Copy out all lines that carry the word "this".

- [AVAILABLE DATA]
**********
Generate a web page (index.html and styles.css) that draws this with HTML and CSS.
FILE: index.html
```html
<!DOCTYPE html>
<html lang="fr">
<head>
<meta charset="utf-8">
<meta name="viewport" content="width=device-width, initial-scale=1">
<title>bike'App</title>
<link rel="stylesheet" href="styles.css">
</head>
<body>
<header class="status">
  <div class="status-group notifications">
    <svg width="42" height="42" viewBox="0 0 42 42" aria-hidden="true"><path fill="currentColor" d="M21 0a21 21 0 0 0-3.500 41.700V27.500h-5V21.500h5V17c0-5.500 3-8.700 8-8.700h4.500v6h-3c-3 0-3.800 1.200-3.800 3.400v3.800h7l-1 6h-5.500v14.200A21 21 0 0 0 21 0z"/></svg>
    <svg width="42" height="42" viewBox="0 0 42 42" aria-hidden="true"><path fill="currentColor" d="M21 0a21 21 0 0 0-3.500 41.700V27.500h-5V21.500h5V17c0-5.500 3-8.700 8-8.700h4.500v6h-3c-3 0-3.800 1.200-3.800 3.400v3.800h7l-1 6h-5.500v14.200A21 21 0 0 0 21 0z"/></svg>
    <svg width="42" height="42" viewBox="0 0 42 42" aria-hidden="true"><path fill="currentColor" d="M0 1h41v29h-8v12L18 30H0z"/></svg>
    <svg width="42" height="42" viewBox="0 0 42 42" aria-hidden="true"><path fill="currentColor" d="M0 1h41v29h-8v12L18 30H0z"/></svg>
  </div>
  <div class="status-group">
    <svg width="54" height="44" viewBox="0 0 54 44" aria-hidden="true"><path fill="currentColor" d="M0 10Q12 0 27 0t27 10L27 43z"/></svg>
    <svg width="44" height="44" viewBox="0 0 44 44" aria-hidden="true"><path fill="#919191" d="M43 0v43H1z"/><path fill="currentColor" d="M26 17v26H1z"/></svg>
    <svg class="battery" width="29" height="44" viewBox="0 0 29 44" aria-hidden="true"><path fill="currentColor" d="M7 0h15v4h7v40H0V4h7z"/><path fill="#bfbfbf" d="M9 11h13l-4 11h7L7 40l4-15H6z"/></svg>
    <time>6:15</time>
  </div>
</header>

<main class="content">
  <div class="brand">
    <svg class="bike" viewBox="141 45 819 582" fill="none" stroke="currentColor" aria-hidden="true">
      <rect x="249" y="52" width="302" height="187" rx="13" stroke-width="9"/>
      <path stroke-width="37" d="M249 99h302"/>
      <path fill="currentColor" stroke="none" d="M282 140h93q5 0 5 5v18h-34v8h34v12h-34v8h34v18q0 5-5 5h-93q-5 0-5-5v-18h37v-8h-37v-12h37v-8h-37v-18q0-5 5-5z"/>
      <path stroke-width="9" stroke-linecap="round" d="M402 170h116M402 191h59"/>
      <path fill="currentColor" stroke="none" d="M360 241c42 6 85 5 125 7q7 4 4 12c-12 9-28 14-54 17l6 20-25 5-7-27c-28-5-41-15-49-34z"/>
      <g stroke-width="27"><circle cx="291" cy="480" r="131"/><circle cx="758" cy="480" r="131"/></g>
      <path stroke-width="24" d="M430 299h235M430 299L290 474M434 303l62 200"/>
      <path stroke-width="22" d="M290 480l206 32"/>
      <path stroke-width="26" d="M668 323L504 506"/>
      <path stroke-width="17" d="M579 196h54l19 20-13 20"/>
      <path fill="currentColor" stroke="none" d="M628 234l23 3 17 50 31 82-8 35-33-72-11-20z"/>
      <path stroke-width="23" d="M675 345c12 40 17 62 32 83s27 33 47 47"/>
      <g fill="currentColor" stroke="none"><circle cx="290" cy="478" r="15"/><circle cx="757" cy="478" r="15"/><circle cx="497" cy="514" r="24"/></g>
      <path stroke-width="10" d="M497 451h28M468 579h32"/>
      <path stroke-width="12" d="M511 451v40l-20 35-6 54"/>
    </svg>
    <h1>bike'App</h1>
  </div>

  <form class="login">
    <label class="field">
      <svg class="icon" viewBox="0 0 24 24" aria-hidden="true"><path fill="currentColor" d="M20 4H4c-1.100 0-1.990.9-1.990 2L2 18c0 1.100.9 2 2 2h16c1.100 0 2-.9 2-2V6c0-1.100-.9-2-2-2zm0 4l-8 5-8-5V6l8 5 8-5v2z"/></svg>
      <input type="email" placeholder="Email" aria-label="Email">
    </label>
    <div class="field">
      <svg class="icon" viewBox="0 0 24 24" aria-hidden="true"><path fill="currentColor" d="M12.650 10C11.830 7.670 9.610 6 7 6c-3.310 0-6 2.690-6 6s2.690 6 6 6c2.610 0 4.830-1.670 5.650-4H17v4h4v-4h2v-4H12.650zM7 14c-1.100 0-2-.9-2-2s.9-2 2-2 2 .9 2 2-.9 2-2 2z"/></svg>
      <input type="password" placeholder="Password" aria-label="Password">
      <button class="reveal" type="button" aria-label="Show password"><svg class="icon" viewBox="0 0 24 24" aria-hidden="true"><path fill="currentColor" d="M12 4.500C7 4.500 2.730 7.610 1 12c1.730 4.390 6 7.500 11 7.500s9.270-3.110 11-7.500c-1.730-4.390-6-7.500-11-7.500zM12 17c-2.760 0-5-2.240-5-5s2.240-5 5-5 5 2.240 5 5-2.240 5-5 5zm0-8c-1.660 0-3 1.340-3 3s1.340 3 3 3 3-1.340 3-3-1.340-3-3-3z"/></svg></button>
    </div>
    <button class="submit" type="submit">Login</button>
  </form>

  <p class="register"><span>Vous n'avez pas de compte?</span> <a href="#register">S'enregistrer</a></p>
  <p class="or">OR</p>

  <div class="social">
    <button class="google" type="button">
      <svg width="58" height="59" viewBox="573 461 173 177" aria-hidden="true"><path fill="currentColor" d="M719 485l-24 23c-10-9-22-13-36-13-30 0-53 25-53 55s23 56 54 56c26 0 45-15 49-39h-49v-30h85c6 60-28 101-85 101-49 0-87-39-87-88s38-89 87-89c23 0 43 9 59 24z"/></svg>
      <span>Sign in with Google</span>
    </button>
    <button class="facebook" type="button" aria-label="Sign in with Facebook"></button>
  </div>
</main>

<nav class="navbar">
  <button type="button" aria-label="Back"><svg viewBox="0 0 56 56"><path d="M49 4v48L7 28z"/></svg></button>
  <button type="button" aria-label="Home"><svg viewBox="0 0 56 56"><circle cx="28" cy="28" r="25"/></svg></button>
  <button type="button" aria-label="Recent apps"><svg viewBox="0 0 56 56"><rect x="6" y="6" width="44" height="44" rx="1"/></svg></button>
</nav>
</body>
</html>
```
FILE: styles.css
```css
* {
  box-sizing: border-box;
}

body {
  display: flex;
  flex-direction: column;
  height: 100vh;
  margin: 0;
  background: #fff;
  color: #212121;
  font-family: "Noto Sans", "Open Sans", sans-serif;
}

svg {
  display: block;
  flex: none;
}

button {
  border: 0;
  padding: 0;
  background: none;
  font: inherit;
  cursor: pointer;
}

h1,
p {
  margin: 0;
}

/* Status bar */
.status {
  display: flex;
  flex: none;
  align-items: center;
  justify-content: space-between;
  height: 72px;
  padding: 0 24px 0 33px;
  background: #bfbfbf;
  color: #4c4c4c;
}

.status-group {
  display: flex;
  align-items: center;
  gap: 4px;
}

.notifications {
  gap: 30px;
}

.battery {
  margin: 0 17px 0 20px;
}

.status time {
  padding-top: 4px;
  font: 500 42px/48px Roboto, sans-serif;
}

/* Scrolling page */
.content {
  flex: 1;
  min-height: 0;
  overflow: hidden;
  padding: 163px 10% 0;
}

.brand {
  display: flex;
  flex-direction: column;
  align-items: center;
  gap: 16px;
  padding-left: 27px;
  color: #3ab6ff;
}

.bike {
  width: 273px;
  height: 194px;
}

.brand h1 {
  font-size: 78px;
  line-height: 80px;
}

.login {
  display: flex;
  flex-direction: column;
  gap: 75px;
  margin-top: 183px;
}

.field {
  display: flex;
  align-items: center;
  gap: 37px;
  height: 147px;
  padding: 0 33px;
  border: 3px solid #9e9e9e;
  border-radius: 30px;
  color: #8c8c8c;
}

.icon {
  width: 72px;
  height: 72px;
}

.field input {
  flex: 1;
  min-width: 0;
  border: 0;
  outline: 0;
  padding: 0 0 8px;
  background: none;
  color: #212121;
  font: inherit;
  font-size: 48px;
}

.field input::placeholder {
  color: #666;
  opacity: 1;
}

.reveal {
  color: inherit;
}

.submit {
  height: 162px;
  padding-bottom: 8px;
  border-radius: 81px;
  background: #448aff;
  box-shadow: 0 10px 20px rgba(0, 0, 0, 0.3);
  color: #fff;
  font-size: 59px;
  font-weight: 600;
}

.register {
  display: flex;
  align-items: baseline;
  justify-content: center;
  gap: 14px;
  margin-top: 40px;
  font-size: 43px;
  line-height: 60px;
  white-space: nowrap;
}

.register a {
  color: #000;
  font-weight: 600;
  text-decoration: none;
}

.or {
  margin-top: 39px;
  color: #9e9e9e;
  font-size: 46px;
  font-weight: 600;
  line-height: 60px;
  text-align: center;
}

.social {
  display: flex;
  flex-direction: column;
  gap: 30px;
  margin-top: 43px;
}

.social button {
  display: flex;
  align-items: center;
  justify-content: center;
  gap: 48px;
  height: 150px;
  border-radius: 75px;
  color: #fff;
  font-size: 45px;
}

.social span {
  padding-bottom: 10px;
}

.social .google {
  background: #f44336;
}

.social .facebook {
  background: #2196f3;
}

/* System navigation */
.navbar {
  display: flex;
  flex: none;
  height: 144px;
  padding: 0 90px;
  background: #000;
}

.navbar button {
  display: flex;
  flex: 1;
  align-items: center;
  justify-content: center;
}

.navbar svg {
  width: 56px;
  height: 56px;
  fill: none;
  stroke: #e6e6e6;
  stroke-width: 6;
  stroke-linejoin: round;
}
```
**********
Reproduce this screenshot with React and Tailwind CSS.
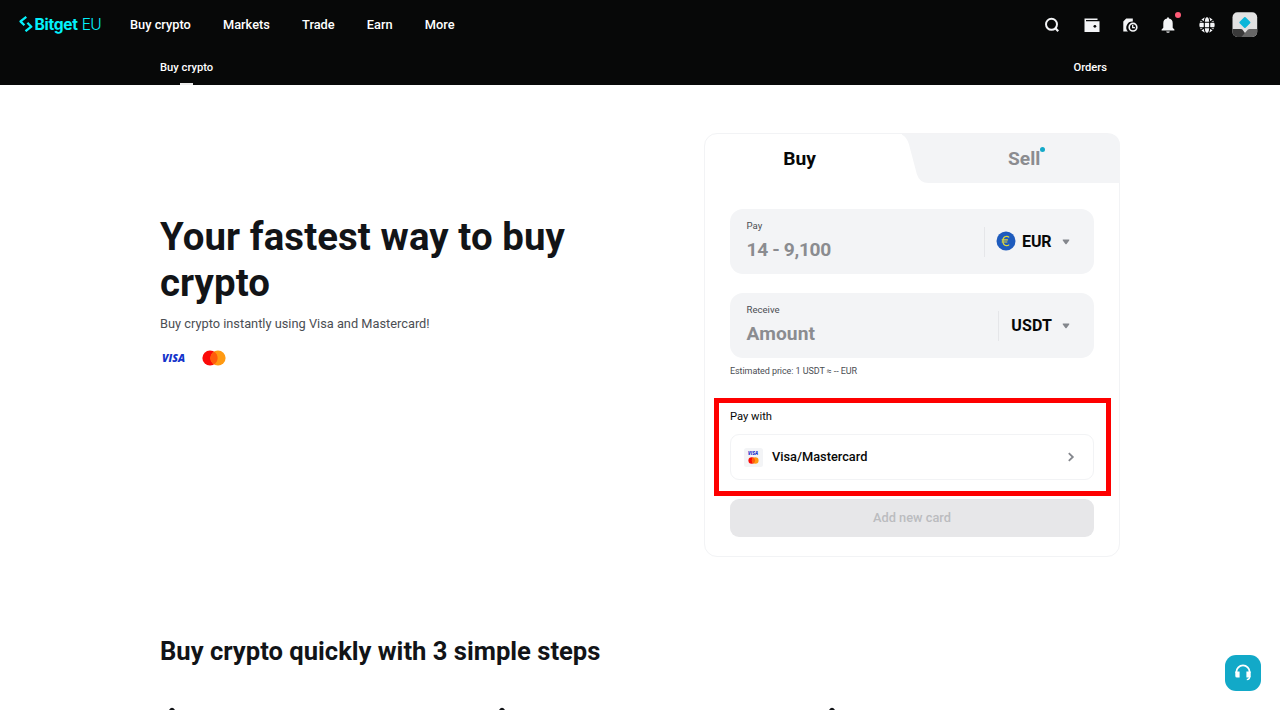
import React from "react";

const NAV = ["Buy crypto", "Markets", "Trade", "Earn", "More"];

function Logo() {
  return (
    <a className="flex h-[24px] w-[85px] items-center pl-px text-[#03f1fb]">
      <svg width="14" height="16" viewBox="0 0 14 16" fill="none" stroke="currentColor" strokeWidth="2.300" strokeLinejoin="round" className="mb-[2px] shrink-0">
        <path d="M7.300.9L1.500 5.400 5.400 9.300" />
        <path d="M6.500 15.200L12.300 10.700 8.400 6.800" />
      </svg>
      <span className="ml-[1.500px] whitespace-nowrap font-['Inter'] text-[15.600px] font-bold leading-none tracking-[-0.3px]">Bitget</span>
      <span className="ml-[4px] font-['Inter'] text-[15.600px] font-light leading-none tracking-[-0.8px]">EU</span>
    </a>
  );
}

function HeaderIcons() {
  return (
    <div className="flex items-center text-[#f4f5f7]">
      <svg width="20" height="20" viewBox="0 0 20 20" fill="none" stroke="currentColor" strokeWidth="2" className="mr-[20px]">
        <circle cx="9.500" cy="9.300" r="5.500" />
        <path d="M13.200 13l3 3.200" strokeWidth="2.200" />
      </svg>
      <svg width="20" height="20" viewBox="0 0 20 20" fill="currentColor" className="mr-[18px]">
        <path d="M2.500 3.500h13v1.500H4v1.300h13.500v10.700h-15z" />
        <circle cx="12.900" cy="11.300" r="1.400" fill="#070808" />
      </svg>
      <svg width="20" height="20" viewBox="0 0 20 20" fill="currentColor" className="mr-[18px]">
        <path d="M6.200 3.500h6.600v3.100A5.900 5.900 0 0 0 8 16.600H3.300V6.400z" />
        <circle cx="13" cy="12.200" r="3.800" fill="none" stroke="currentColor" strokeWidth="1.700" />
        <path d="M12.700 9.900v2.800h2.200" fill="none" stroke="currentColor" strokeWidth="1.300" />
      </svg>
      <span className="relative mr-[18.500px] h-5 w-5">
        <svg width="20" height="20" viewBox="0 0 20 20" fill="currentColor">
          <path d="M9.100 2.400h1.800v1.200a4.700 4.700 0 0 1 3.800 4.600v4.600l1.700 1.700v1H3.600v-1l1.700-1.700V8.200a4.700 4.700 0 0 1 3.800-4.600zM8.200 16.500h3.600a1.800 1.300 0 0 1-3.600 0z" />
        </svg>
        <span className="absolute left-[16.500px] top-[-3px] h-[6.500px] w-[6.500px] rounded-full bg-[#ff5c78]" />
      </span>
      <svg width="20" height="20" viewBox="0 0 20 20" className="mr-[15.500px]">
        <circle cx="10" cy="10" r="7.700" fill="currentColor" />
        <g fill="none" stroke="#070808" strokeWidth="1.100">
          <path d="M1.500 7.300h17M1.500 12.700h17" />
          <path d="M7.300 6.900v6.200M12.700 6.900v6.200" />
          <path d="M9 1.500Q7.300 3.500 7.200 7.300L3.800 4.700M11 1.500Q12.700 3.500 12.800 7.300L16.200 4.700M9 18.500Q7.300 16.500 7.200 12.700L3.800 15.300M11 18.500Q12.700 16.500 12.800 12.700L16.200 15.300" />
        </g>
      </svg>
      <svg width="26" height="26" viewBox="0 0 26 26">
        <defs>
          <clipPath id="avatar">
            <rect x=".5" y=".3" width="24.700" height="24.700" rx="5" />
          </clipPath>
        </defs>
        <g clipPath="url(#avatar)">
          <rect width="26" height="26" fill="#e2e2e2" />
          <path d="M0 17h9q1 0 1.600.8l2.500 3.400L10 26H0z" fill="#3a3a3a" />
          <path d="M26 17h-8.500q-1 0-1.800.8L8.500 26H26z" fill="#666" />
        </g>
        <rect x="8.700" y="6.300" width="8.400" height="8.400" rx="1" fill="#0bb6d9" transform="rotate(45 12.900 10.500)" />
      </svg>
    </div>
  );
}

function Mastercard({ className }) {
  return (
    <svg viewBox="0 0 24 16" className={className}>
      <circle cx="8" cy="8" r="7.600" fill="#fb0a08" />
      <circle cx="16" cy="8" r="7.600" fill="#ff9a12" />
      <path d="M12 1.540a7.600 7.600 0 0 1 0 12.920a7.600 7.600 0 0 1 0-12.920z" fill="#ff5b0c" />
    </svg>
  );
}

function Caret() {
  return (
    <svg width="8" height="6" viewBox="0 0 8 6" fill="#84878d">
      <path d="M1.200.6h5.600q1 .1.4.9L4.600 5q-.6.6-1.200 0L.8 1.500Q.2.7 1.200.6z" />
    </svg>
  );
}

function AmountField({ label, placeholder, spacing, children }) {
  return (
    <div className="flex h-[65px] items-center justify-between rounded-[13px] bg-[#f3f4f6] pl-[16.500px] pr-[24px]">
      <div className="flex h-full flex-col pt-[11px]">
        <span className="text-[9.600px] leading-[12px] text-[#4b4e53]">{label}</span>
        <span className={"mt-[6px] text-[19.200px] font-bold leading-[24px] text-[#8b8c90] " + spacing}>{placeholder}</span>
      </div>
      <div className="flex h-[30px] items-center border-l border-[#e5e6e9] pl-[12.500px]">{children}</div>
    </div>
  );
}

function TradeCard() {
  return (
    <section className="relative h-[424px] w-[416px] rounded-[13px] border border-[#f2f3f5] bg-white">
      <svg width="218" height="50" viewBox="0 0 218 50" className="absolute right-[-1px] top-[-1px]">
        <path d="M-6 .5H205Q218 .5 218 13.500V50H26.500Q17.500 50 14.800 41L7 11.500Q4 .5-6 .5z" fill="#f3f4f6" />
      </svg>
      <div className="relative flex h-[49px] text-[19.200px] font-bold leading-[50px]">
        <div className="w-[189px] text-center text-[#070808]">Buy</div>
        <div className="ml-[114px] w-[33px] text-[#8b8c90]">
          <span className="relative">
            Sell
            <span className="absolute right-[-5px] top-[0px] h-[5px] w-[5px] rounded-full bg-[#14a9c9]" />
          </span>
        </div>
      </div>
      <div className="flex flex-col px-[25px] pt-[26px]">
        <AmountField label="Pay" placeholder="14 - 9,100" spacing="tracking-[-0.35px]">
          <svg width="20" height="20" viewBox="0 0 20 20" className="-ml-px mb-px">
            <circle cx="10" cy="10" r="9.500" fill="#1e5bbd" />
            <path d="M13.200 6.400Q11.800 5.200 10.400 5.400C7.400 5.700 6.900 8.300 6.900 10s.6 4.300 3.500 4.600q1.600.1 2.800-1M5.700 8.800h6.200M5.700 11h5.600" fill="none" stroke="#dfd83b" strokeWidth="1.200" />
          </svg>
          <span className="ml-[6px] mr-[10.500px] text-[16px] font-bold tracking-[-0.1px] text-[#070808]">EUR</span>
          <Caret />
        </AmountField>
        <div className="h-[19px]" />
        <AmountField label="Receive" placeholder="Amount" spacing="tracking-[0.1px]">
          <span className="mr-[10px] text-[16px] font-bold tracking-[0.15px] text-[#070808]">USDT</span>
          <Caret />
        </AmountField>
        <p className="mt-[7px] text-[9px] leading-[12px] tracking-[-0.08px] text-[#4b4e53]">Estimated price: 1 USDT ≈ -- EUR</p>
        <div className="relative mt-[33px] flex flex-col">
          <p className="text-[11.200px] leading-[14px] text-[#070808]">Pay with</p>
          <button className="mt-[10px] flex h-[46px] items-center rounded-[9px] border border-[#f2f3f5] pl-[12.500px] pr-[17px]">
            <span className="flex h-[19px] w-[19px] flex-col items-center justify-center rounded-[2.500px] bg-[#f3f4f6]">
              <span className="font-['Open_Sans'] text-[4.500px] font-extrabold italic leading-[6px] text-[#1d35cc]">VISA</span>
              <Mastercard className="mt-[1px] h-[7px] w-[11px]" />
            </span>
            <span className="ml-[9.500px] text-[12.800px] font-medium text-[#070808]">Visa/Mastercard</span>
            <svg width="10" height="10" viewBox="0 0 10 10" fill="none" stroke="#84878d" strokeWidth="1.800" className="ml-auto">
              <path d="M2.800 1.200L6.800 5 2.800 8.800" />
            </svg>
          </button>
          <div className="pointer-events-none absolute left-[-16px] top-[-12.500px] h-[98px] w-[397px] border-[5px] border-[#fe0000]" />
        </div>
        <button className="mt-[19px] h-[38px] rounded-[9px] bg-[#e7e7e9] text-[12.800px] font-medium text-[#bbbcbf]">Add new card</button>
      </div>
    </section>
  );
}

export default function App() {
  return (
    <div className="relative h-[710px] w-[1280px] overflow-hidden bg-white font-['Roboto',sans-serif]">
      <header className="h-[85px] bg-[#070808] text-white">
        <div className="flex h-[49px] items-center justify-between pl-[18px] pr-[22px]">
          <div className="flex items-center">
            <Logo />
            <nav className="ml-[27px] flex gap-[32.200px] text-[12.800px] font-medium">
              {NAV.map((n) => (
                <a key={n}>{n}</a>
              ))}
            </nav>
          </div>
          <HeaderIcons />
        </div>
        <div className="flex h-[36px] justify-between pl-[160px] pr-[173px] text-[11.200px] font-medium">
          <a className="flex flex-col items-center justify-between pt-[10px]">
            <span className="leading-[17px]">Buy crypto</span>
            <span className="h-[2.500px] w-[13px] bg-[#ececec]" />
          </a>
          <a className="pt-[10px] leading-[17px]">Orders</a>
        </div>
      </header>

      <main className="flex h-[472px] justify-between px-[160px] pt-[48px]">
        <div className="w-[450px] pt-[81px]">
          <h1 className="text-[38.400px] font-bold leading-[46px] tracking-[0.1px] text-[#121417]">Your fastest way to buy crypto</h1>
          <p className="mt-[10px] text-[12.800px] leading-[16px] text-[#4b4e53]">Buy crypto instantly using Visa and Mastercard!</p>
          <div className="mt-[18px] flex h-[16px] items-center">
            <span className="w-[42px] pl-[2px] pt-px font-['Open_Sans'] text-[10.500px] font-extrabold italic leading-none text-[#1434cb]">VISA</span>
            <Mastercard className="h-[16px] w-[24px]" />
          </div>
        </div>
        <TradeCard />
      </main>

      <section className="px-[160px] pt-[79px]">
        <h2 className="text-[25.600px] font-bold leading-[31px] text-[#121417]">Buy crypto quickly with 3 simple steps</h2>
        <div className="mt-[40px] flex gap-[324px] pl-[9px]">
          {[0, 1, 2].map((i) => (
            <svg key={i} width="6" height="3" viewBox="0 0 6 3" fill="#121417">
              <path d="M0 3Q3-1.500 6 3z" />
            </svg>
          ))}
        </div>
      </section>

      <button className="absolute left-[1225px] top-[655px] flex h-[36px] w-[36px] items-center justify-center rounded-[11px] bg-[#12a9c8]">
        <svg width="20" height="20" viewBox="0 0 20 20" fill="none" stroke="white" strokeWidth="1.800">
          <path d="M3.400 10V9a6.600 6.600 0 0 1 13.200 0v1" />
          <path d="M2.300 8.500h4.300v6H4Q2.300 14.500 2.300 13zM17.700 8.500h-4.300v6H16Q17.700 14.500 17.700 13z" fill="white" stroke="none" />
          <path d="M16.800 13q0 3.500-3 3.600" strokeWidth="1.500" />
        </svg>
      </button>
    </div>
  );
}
**********
- [ANSWER FOR THE TASK]
Generate a web page (index.html and styles.css) that draws this with HTML and CSS.
Reproduce this screenshot with React and Tailwind CSS.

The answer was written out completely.